Gst-nvdsasr

The Gst-nvdsasr plugin performs automatic speech recognition (ASR) on the input audio data. The plugin provides a mechanism to load custom ASR low level library at runtime. It is supported on both x86 and Jetson platforms and can be used on x86, Jetson devices or from inside DeepStream dockers. A custom library libnvds_riva_asr_grpc.so is provided which uses gRPC APIs to access the Riva ASR service. The library communicates with the ASR service of the NVIDIA Riva SDK for speech recognition and punctuation-capitalization using optimized Riva models.

Note

  • The DS-Riva ASR library, libnvds_riva_asr_grpc.so, uses gRPC APIs to access the Riva ASR service. The Riva ASR service should be started before using this library. Required steps are outlined below in section ‘Riva ASR Service Depoyment’.

  • Installation of the gRPC C++ libraries (v1.38) is required on the client side. Required steps are outlined below in section ‘gRPC C++ Library Installation’.

Note

The libnvds_riva_asr_grpc.so library works with NVIDIA Riva Release 1.5.0 Beta or later.

The plugin accepts raw PCM audio GStreamer buffers (GstBuffer) from upstream component. It transforms audio into generic text GstBuffer output.

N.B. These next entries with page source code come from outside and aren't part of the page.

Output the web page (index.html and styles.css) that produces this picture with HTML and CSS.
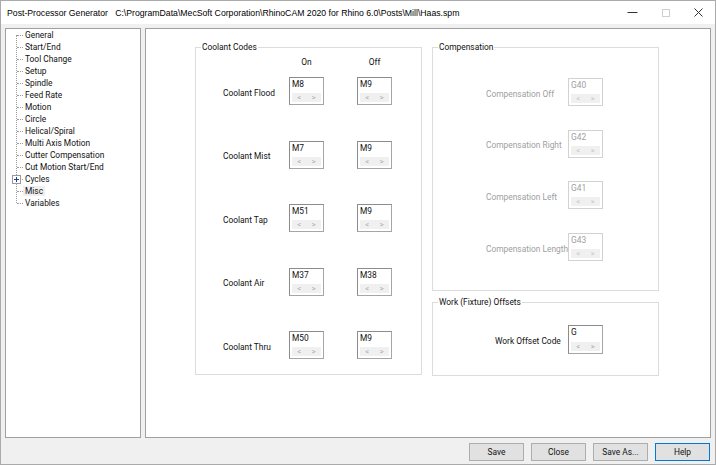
FILE: index.html
```html
<!DOCTYPE html>
<html lang="en">
<head>
<meta charset="UTF-8">
<title>Post-Processor Generator</title>
<link rel="stylesheet" href="styles.css">
</head>
<body>
<div class="window">
  <div class="titlebar">
    <span class="title">Post-Processor Generator   C:\ProgramData\MecSoft Corporation\RhinoCAM 2020 for Rhino 6.0\Posts\Mill\Haas.spm</span>
    <div class="controls">
      <span class="ctl"><svg width="11" height="11" viewBox="0 0 11 11"><path d="M0.5 5.5h10" stroke="#333" stroke-width="1"/></svg></span>
      <span class="ctl"><svg width="8" height="8" viewBox="0 0 8 8"><rect x="0.5" y="0.5" width="7" height="7" fill="none" stroke="#cfcfcf"/></svg></span>
      <span class="ctl"><svg width="9" height="9" viewBox="0 0 9 9"><path d="M0.5 0.5l8 8M8.5 0.5l-8 8" stroke="#333" stroke-width="1"/></svg></span>
    </div>
  </div>

  <div class="main">
    <div class="tree">
      <ul>
        <li>General</li>
        <li>Start/End</li>
        <li>Tool Change</li>
        <li>Setup</li>
        <li>Spindle</li>
        <li>Feed Rate</li>
        <li>Motion</li>
        <li>Circle</li>
        <li>Helical/Spiral</li>
        <li>Multi Axis Motion</li>
        <li>Cutter Compensation</li>
        <li>Cut Motion Start/End</li>
        <li class="has-kids"><span class="expander"><svg width="5" height="5" viewBox="0 0 5 5"><path d="M0 2.5h5M2.5 0v5" stroke="#1e3f8f" stroke-width="1"/></svg></span>Cycles</li>
        <li><span class="sel">Misc</span></li>
        <li>Variables</li>
      </ul>
    </div>

    <div class="page">
      <div class="group coolant">
        <span class="group-title">Coolant Codes</span>
        <div class="heads">
          <span class="colhead">On</span>
          <span class="colhead">Off</span>
        </div>
        <div class="rows">
          <span class="lbl">Coolant Flood</span>
          <div class="spin"><span class="val">M8</span><span class="arrows"><i>&lt;</i><i>&gt;</i></span></div>
          <div class="spin"><span class="val">M9</span><span class="arrows"><i>&lt;</i><i>&gt;</i></span></div>

          <span class="lbl">Coolant Mist</span>
          <div class="spin"><span class="val">M7</span><span class="arrows"><i>&lt;</i><i>&gt;</i></span></div>
          <div class="spin"><span class="val">M9</span><span class="arrows"><i>&lt;</i><i>&gt;</i></span></div>

          <span class="lbl">Coolant Tap</span>
          <div class="spin"><span class="val">M51</span><span class="arrows"><i>&lt;</i><i>&gt;</i></span></div>
          <div class="spin"><span class="val">M9</span><span class="arrows"><i>&lt;</i><i>&gt;</i></span></div>

          <span class="lbl">Coolant Air</span>
          <div class="spin"><span class="val">M37</span><span class="arrows"><i>&lt;</i><i>&gt;</i></span></div>
          <div class="spin"><span class="val">M38</span><span class="arrows"><i>&lt;</i><i>&gt;</i></span></div>

          <span class="lbl">Coolant Thru</span>
          <div class="spin"><span class="val">M50</span><span class="arrows"><i>&lt;</i><i>&gt;</i></span></div>
          <div class="spin"><span class="val">M9</span><span class="arrows"><i>&lt;</i><i>&gt;</i></span></div>
        </div>
      </div>

      <div class="side">
        <div class="group comp disabled">
          <span class="group-title">Compensation</span>
          <div class="rows">
            <span class="lbl">Compensation Off</span>
            <div class="spin"><span class="val">G40</span><span class="arrows"><i>&lt;</i><i>&gt;</i></span></div>
            <span class="lbl">Compensation Right</span>
            <div class="spin"><span class="val">G42</span><span class="arrows"><i>&lt;</i><i>&gt;</i></span></div>
            <span class="lbl">Compensation Left</span>
            <div class="spin"><span class="val">G41</span><span class="arrows"><i>&lt;</i><i>&gt;</i></span></div>
            <span class="lbl">Compensation Length</span>
            <div class="spin"><span class="val">G43</span><span class="arrows"><i>&lt;</i><i>&gt;</i></span></div>
          </div>
        </div>

        <div class="group work">
          <span class="group-title">Work (Fixture) Offsets</span>
          <div class="rows">
            <span class="lbl">Work Offset Code</span>
            <div class="spin"><span class="val">G</span><span class="arrows"><i>&lt;</i><i>&gt;</i></span></div>
          </div>
        </div>
      </div>
    </div>
  </div>

  <div class="buttons">
    <button class="btn">Save</button>
    <button class="btn">Close</button>
    <button class="btn">Save As...</button>
    <button class="btn default">Help</button>
  </div>
</div>
</body>
</html>
```

FILE: styles.css
```css
* {
  margin: 0;
  padding: 0;
  box-sizing: border-box;
}

body {
  width: 716px;
  height: 465px;
  overflow: hidden;
  background: #fff;
  font: 8.4px/12px Roboto, "Liberation Sans", Arial, sans-serif;
  color: #111;
}

.window {
  width: 716px;
  height: 465px;
  border: 1px solid #aaaaaa;
  background: #f0f0f0;
  display: flex;
  flex-direction: column;
}

/* title bar */
.titlebar {
  height: 23px;
  background: #fff;
  display: flex;
  align-items: center;
  padding-left: 6px;
  flex: none;
}

.title {
  flex: 1;
  white-space: pre;
  font: 8.7px/12px "Liberation Sans", Arial, sans-serif;
  margin-top: 1px;
  color: #000;
}

.controls {
  display: flex;
  height: 100%;
}

.ctl {
  width: 33px;
  display: flex;
  align-items: center;
  justify-content: center;
}

/* main area */
.main {
  flex: 1;
  display: flex;
  gap: 4px;
  padding: 4px 4px 0 4px;
  min-height: 0;
}

.tree, .page {
  height: 410px;
  background: #fff;
  border: 1px solid #a0a0a0;
}

.tree {
  width: 136px;
  flex: none;
}

.tree ul {
  list-style: none;
  position: relative;
}

.tree ul::before {
  content: "";
  position: absolute;
  left: 10px;
  top: 6px;
  bottom: 6px;
  border-left: 1px dotted #9a9a9a;
}

.tree li {
  position: relative;
  height: 12px;
  line-height: 12px;
  padding-left: 19px;
  white-space: nowrap;
}

.tree li::before {
  content: "";
  position: absolute;
  left: 11px;
  top: 6px;
  width: 6px;
  border-top: 1px dotted #9a9a9a;
}

.expander {
  position: absolute;
  left: 6px;
  top: 2px;
  width: 9px;
  height: 9px;
  border: 1px solid #9a9a9a;
  background: #fff;
  display: flex;
  align-items: center;
  justify-content: center;
  z-index: 1;
}

.sel {
  background: #efefef;
  padding: 0 2px;
  margin-left: -2px;
}

.page {
  flex: 1;
  display: flex;
  align-items: flex-start;
  gap: 10px;
  padding: 18px 0 0 49px;
}

/* group boxes */
.group {
  position: relative;
  border: 1px solid #dcdcdc;
  width: 227px;
}

.group-title {
  position: absolute;
  top: -7px;
  left: 5px;
  background: #fff;
  padding: 0 1px;
  line-height: 12px;
}

.coolant {
  height: 328px;
  padding: 8px 0 0 27px;
}

.heads {
  display: flex;
  padding-left: 66px;
  gap: 33px;
  margin-bottom: 9px;
}

.colhead {
  width: 35px;
  text-align: center;
  line-height: 12px;
}

.coolant .rows {
  display: grid;
  grid-template-columns: 66px 68px 35px;
  grid-auto-rows: 28px;
  row-gap: 35.5px;
  align-items: center;
}

.lbl {
  white-space: nowrap;
  padding-top: 3px;
}

.side {
  display: flex;
  flex-direction: column;
  gap: 11px;
}

.comp {
  height: 244px;
  padding: 30px 0 0 53px;
}

.comp .rows {
  display: grid;
  grid-template-columns: 82px 35px;
  grid-auto-rows: 28px;
  row-gap: 23.7px;
  align-items: center;
}

.work {
  height: 74px;
  padding: 22px 0 0 62px;
}

.work .rows {
  display: grid;
  grid-template-columns: 73px 35px;
  grid-auto-rows: 29px;
  align-items: center;
}

/* spin edit */
.spin {
  width: 35px;
  height: 28px;
  border: 1px solid #8c8c8c;
  border-right-color: #a6a6a6;
  border-bottom-color: #a6a6a6;
  background: #fff;
  display: flex;
  flex-direction: column;
  justify-content: space-between;
  padding: 1px;
}

.work .spin {
  height: 29px;
}

.val {
  line-height: 10px;
  padding-left: 1px;
}

.arrows {
  height: 9px;
  margin: 0 1px 1px;
  background: #f0f0f0;
  display: flex;
  justify-content: space-around;
  color: #a8a8a8;
  font-size: 7.5px;
  line-height: 9px;
}

.arrows i {
  font-style: normal;
}

.disabled .lbl,
.disabled .val {
  color: #a0a0a0;
}

.disabled .spin {
  border-color: #d2d2d2;
}

.disabled .arrows {
  color: #c4c4c4;
}

/* buttons */
.buttons {
  flex: none;
  display: flex;
  justify-content: flex-end;
  gap: 7px;
  padding: 5px 5px 3px 0;
}

.btn {
  width: 55px;
  height: 18px;
  font: 8.4px Roboto, "Liberation Sans", Arial, sans-serif;
  color: #111;
  background: #e1e1e1;
  border: 1px solid #adadad;
}

.btn.default {
  border-color: #0078d7;
}
```
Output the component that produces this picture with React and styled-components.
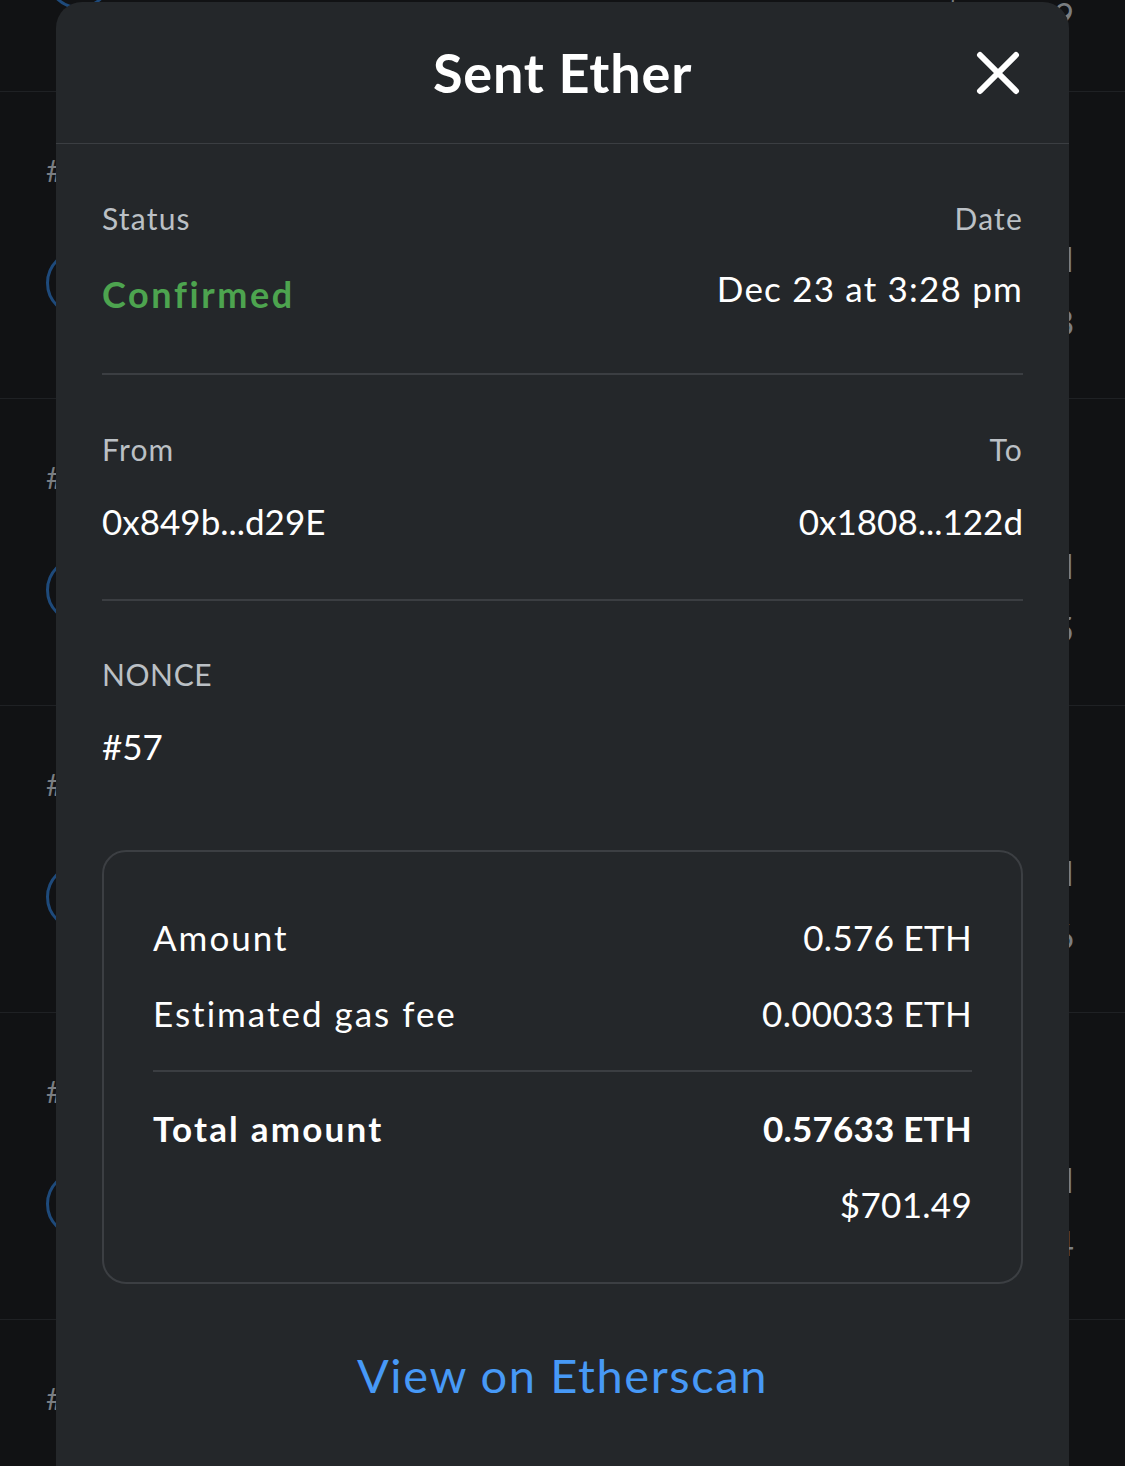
import React from "react";
import styled, { createGlobalStyle } from "styled-components";

const Global = createGlobalStyle`
  html, body { margin: 0; padding: 0; background: #111214; }
  body { font-family: "Lato", "Inter", "Liberation Sans", sans-serif; overflow: hidden; }
`;

const Page = styled.div`
  position: relative;
  width: 1125px;
  height: 1466px;
  overflow: hidden;
  background: #111214;
`;

const List = styled.div`
  display: flex;
  flex-direction: column;
  margin-top: -215px;
`;

const Row = styled.div`
  height: 306px;
  border-bottom: 1px solid #1f2124;
  display: flex;
  justify-content: space-between;
  padding: 0 50px 0 46px;
`;

const RowLeft = styled.div`
  display: flex;
  flex-direction: column;
  padding-top: 60px;
  gap: 62px;
`;

const Nonce = styled.span`
  font-size: 30px;
  color: #7a7e82;
`;

const Circle = styled.div`
  width: 60px;
  height: 60px;
  border-radius: 50%;
  border: 3px solid #1e4a7b;
`;

const RowRight = styled.div`
  display: flex;
  flex-direction: column;
  align-items: flex-end;
  padding-top: 146px;
  gap: 22px;
  color: #7a7e82;
  font-size: 34px;
  letter-spacing: 1px;
`;

const Modal = styled.div`
  position: absolute;
  left: 56px;
  top: 2px;
  width: 1013px;
  height: 1500px;
  background: #24272a;
  border-radius: 26px;
  display: flex;
  flex-direction: column;
`;

const Header = styled.div`
  height: 141px;
  border-bottom: 1px solid #3b3e42;
  display: flex;
  align-items: center;
  justify-content: center;
  position: relative;
`;

const Title = styled.h1`
  margin: 0;
  font-family: "Lato", sans-serif;
  font-weight: 700;
  font-size: 54px;
  color: #ffffff;
  letter-spacing: 0.8px;
`;

const CloseBtn = styled.button`
  position: absolute;
  right: 48px;
  top: 48px;
  background: none;
  border: none;
  padding: 0;
  width: 46px;
  height: 46px;
  display: flex;
  align-items: center;
  justify-content: center;
  cursor: pointer;
`;

const Body = styled.div`
  padding: 0 46px;
  display: flex;
  flex-direction: column;
`;

const Section = styled.div`
  display: flex;
  justify-content: space-between;
  padding: ${(p) => p.$pt || 0}px 0 ${(p) => p.$pb || 0}px;
  border-bottom: ${(p) => (p.$divider ? "2px solid #3b3e42" : "none")};
`;

const Col = styled.div`
  display: flex;
  flex-direction: column;
  align-items: ${(p) => (p.$right ? "flex-end" : "flex-start")};
  gap: ${(p) => p.$gap || 36}px;
`;

const Label = styled.span`
  font-size: 30px;
  line-height: 36px;
  color: #bbc0c5;
  letter-spacing: ${(p) => (p.$caps ? "0.6px" : "1.2px")};
`;

const Value = styled.span`
  font-size: 35px;
  line-height: 40px;
  color: #ffffff;
  letter-spacing: ${(p) => (p.$num ? "0" : "1.2px")};
`;

const Confirmed = styled.span`
  font-size: 36px;
  line-height: 44px;
  font-weight: 700;
  color: #4da44f;
  letter-spacing: 2.6px;
`;

const SummaryBox = styled.div`
  margin-top: 84px;
  border: 2px solid #3c3f43;
  border-radius: 24px;
  padding: 47px 49px 40px;
  display: flex;
  flex-direction: column;
`;

const SummaryRow = styled.div`
  display: flex;
  justify-content: space-between;
  align-items: center;
  height: 76px;
  font-size: 35px;
  color: #ffffff;
  font-weight: ${(p) => (p.$bold ? 700 : 400)};
`;

const RowLabel = styled.span`
  letter-spacing: ${(p) => (p.$bold ? "2.2px" : "2px")};
`;

const RowAmount = styled.span`
  letter-spacing: ${(p) => (p.$bold ? "0.2px" : "0.3px")};
`;

const Divider = styled.div`
  height: 2px;
  background: #3b3e42;
  margin: 19px 0 18px;
`;

const Link = styled.a`
  margin-top: 63px;
  align-self: center;
  font-size: 47px;
  color: #4799f6;
  text-decoration: none;
  letter-spacing: 1.6px;
`;

const rows = [
  { n: "#58", a: "-0.1 ETH", u: "$121.69" },
  { n: "#57", a: "-0.576 ETH", u: "$701.48" },
  { n: "#56", a: "-0.2 ETH", u: "$243.35" },
  { n: "#55", a: "-0.3 ETH", u: "$365.26" },
  { n: "#54", a: "-0.1 ETH", u: "$121.84" },
  { n: "#53", a: "-0.1 ETH", u: "$121.84" },
];

export default function App() {
  return (
    <Page>
      <Global />
      <List>
        {rows.map((r, i) => (
          <Row key={i}>
            <RowLeft>
              <Nonce>{r.n}</Nonce>
              <Circle />
            </RowLeft>
            <RowRight>
              <span>{r.a}</span>
              <span>{r.u}</span>
            </RowRight>
          </Row>
        ))}
      </List>
      <Modal>
        <Header>
          <Title>Sent Ether</Title>
          <CloseBtn aria-label="Close">
            <svg width="44" height="44" viewBox="0 0 44 44">
              <path d="M4 4 L40 40 M40 4 L4 40" stroke="#fff" strokeWidth="6" strokeLinecap="round" />
            </svg>
          </CloseBtn>
        </Header>
        <Body>
          <Section $pt={56} $pb={57} $divider>
            <Col $gap={36}>
              <Label>Status</Label>
              <Confirmed>Confirmed</Confirmed>
            </Col>
            <Col $right $gap={32}>
              <Label>Date</Label>
              <Value>Dec 23 at 3:28 pm</Value>
            </Col>
          </Section>
          <Section $pt={56} $pb={58} $divider>
            <Col $gap={34}>
              <Label>From</Label>
              <Value $num>0x849b...d29E</Value>
            </Col>
            <Col $right $gap={34}>
              <Label>To</Label>
              <Value $num>0x1808...122d</Value>
            </Col>
          </Section>
          <Section $pt={55}>
            <Col $gap={34}>
              <Label $caps>NONCE</Label>
              <Value $num>#57</Value>
            </Col>
          </Section>
          <SummaryBox>
            <SummaryRow>
              <RowLabel>Amount</RowLabel>
              <RowAmount>0.576 ETH</RowAmount>
            </SummaryRow>
            <SummaryRow>
              <RowLabel>Estimated gas fee</RowLabel>
              <RowAmount>0.00033 ETH</RowAmount>
            </SummaryRow>
            <Divider />
            <SummaryRow $bold>
              <RowLabel $bold>Total amount</RowLabel>
              <RowAmount $bold>0.57633 ETH</RowAmount>
            </SummaryRow>
            <SummaryRow>
              <span />
              <RowAmount>$701.49</RowAmount>
            </SummaryRow>
          </SummaryBox>
          <Link href="#">View on Etherscan</Link>
        </Body>
      </Modal>
    </Page>
  );
}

Model needs raw audio data input with S16LE (Signed 16bit Little Endian). Library settings can be configured via YAML format file (by setting a property on Gst-nvdsasr plugin) which has multi-part settings for plugin.

As shown in the diagram below input S16LE raw audio data is preprocessed and inferred by the Riva ASR service . The final output is available in UTF8 text.

Gst-Nvdsasr

Inputs and Outputs

This section summarizes the inputs, outputs, and communication facilities of the Gst-nvdsasr plugin with the gRPC based ASR library.

  • Input

    • Raw Audio GStreamer buffers

  • Control parameters

    • customlib-name: Set a custom ASR library that the plugin loads to perform inference. Use : libnvds_riva_asr_grpc.so

    • create-speech-ctx-func: Symbol name to create ASR speech context. Use : create_riva_asr_grpc_ctx

    • config-file: A text file to configure the plugin. Use riva_asr_grpc_conf.yml

  • Outputs

    • Text GStreamer buffer containing ASR output

Features

The following table summarizes the features of the plugin.

Gst-nvdsasr plugin features

Feature

Description

Release

Speech ASR template

The plugin is a ASR speech base which can support custom ASR library loading in runtime

DS 6.0

Live stream transcription

Support partial transcript output in realtime

DS 6.0

Final transcription

Support final transcription only useful for local audio streams

DS 6.0

Languages support

The plugin is currently only tested for English (en-US)

DS 6.0

Words punctuation

Support words punctuation and capitalization

DS 6.0

Custom library with gRPC API implementation

Supports custom library implementation that uses gRPC APIs for accessing Riva ASR gRPC service. Set libnvds_riva_asr_grpc.so as customlib-name and create_riva_asr_grpc_ctx as create-speech-ctx-func

DS 6.0

x86 platform support

DS 6.0

Jetson platform support

DS 6.2

DS-Riva ASR Library YAML File Configuration Specifications

DS-Riva ASR configuration file uses YAML 1.2 file format: https://yaml.org/spec/1.2/spec.html.

  • There are multiple parts in the config file. An example for the gRPC riva_asr_grpc_conf.yml yml file is located at /opt/nvidia/deepstream/deepstream/sources/apps/audio_apps/deepstream_asr_tts_app/. Each part has a name indicating a unique part name and a detail indicating the setting details.

  • name: riva_server part configures Riva ASR server settings in its corresponding node detail:.

  • name: riva_model part configures Riva ASR model entry in its corresponding node detail:.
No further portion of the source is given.